さらに、2024年5月期から始めた社外取締役による執行役員面談を継続しました。今回は私だけでなく、監査等委員の3名全員が参加し、それぞれの専門性に基づいた質問を行いました。これにより面談は一層活性化し、現場が抱える具体的な課題を捉えることができました。結果、事業についての理解が深まり、現場と取締役の視点のずれや一致も把握でき、それが「Bill One」の生産性議論において営業面に留まらない改善余地を指摘する問題提起にもつながりました。現場の視点を社外取締役にインプットすることで、取締役会での議論はより多角的となり、ガバナンスの実効性を高めることができています。加えて、次世代のリーダーと直接意見を交わすことは、将来的に指名報酬諮問委員会での議論にも活かせると考えています。
監査等委員会及び指名報酬諮問委員会
監査等委員会の委員長として、適法性と妥当性を監督するために、各監査等委員の専門性を最大限発揮できるようリードすることを私の責務と捉えています。そのために、3名で適切な情報を共有し合うことを常に意識しています。例えば、この1年間でマネジメント体制に変化が生じた際には、当社がマネジメント層に求める基準が明確ではないのではないかと監査等委員会として問題提起しました。この点は、毎年実施している寺田CEOとの面談の場でも確認し、基準の明文化や育成制度の見直しの必要性等について直接意見を交わしました。

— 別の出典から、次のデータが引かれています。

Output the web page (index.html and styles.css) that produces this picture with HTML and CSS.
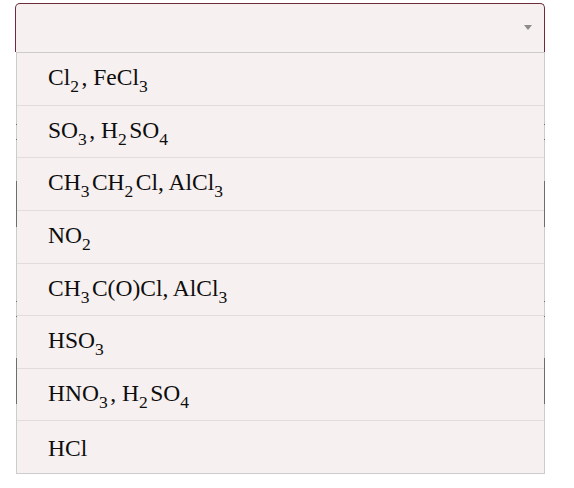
FILE: index.html
```html
<!DOCTYPE html>
<html>
<head>
<meta charset="utf-8">
<link rel="stylesheet" href="styles.css">
</head>
<body>
<div class="page">
  <div class="select">
    <span class="caret"></span>
  </div>
  <div class="under">
    <div class="rule-pair"></div>
    <div class="field"></div>
    <div class="rule-pair second"></div>
    <div class="field"></div>
  </div>
  <ul class="menu">
    <li class="opt"><span class="f">Cl<sub>2</sub>, FeCl<sub>3</sub></span></li>
    <li class="opt"><span class="f">SO<sub>3</sub>, H<sub>2</sub>SO<sub>4</sub></span></li>
    <li class="opt"><span class="f">CH<sub>3</sub>CH<sub>2</sub>Cl, AlCl<sub>3</sub></span></li>
    <li class="opt"><span class="f">NO<sub>2</sub></span></li>
    <li class="opt"><span class="f">CH<sub>3</sub>C(O)Cl, AlCl<sub>3</sub></span></li>
    <li class="opt"><span class="f">HSO<sub>3</sub></span></li>
    <li class="opt"><span class="f">HNO<sub>3</sub>, H<sub>2</sub>SO<sub>4</sub></span></li>
    <li class="opt"><span class="f">HCl</span></li>
  </ul>
</div>
</body>
</html>
```
FILE: styles.css
```css
html, body {
  margin: 0;
  padding: 0;
  background: #ffffff;
}
.page {
  position: relative;
  width: 574px;
  height: 488px;
  padding: 3px 29px 0 15px;
  box-sizing: border-box;
  font-family: "Liberation Serif", "Times New Roman", serif;
}
.select {
  height: 49px;
  box-sizing: border-box;
  border: 1px solid #6e2b3c;
  border-bottom: 0;
  border-radius: 5px 5px 0 0;
  background: #f6f0f0;
  display: flex;
  justify-content: flex-end;
  align-items: center;
  padding-right: 12px;
}
.caret {
  width: 0;
  height: 0;
  border-left: 4.5px solid transparent;
  border-right: 4.5px solid transparent;
  border-top: 5px solid #8c8c8c;
  margin-top: -2px;
}
.under {
  padding-left: 1px;
}
.rule-pair {
  margin-top: 72px;
  height: 16px;
  box-sizing: border-box;
  border-top: 1px solid #8a8a8a;
  border-bottom: 1px solid #8a8a8a;
}
.rule-pair.second {
  margin-top: 74px;
}
.field {
  margin-top: 41px;
  height: 46px;
  box-sizing: border-box;
  border: 1px solid #8a8a8a;
}
.menu {
  position: absolute;
  top: 52px;
  left: 16px;
  width: 529px;
  margin: 0;
  padding: 0;
  list-style: none;
  box-sizing: border-box;
  border: 1px solid rgba(0, 0, 0, 0.2);
  background-clip: padding-box;
}
.opt {
  height: 52.625px;
  box-sizing: border-box;
  background: #f6f0f0;
  display: flex;
  align-items: center;
  padding-left: 31px;
  padding-top: 1px;
  font-size: 23.5px;
  color: #0d0d0d;
  border-top: 1px solid #e2dcdc;
}
.opt:first-child {
  height: 51.625px;
  border-top: 0;
}
.f {
  display: block;
  line-height: 28px;
}
.f sub {
  font-size: 17.5px;
  line-height: 1;
  vertical-align: -7px;
  margin-right: 2.5px;
}
```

指名報酬諮問委員会は、2025年5月期から社内取締役が大間CHROの1人となり、私を含む社外取締役3人との計4人で構成されていましたが、2026年5月期からは、社外取締役のみで構成されており、客観性と独立性を一層強化できると考えています。設置からまだ日が浅いものの、この1年間は、指名及び報酬の内容に踏み込むよりは、決定プロセスの合理性を確保する観点を重視してきました。当社では寺田CEOの発言力は大きいものの、それが悪影響を及ぼしたと感じる場面は現時点で見られず、決定プロセスに問題がないことを委員会として示すことに、大きな意義があると考えています。将来的には、指名や報酬の内容にも踏み込み、必要に応じて外部専門家の意見も取り入れる等、最適な制度設計を検討していきます。
当社の強みと課題
当社にはいくつもの強みがあります。長年にわたりアナログ情報のデータ化に取り組んできたことで蓄積されたノウハウ、そしてそこから生み出されるサービスは大きな資産です。また、成長を実現しながら、継続的にキャッシュを創出できる力は、監査等委員からも「さらなる成長に結び付く基盤」と評価されています。一方で、そのキャッシュをいかに投資へ振り向け、持続的な成長につなげていくかは今後の重要な課題です。この点については、社外取締役がそれぞれの知見や経験を活かし、多様な視点から議論し監督していく必要があります。
さらに、当社が年初に掲げた「AIファースト」は、短期間でサービス開発や業務効率化を大きく進展させました。そのスピード感は当社ならではの競争力であり、創業からここまで成長してきた推進力や原動力の延長線上にあると考えます。AI活用によって人材採用方針も見直されており、変化を即座に経営に反映する柔軟性も強みです。
一方で、業務のAI代替が加速する先に、予期せぬ弊害が生じる可能性も否定できません。社外取締役としては、この点を継続的に監督し、必要に応じてリスクを指摘していく責任があります。コロナ禍で進んだリモートワークが一定の揺り戻しを経験したように、AI活用による業務の代替についても、同様の局面が訪れる可能性も想定し、注視していきます。
強固なカルチャー
当社は創業以来、全社員で繰り返し議論を重ね、企業理念そのものを見直し、アップデートしてきました。理念を継続的に対話しながら見直してきたプロセスこそが、当社カルチャーの土台となっていると感じます。2024年以降もパーパスに関する議論が進んでおり、その中では「出会いからイノベーションを生み出す」というミッションを、「Bill One」や「Contract One」にも適用すべきかどうかといった根源的な議論も行われています。
築いた土台に安住せず、自ら疑い、必要ならば変革を検討する姿勢は、常にマーケットを意識して本気で挑戦する当社カルチャーの象徴です。社外取締役としても、この柔軟かつ真剣な姿勢は、事業成長を生み出す当社の強みであると捉えています。今後もそうあり続けられるよう注視していきます。
ステークホルダーの皆さまに向けて
名刺管理サービスから始まった当社は、現在では、営業や経理、法務の分野へと事業領域を広げ、さらに「AIファースト」を掲げて新たな価値創出に挑戦しています。この強い意志を社外取締役全員で支えながら、同時に中長期の視点から事業成長の方向性を厳しく問い、必要な指摘や意見を投げかけています。こうした監督を通じて、持続的な企業価値の向上に責任を果たしていきます。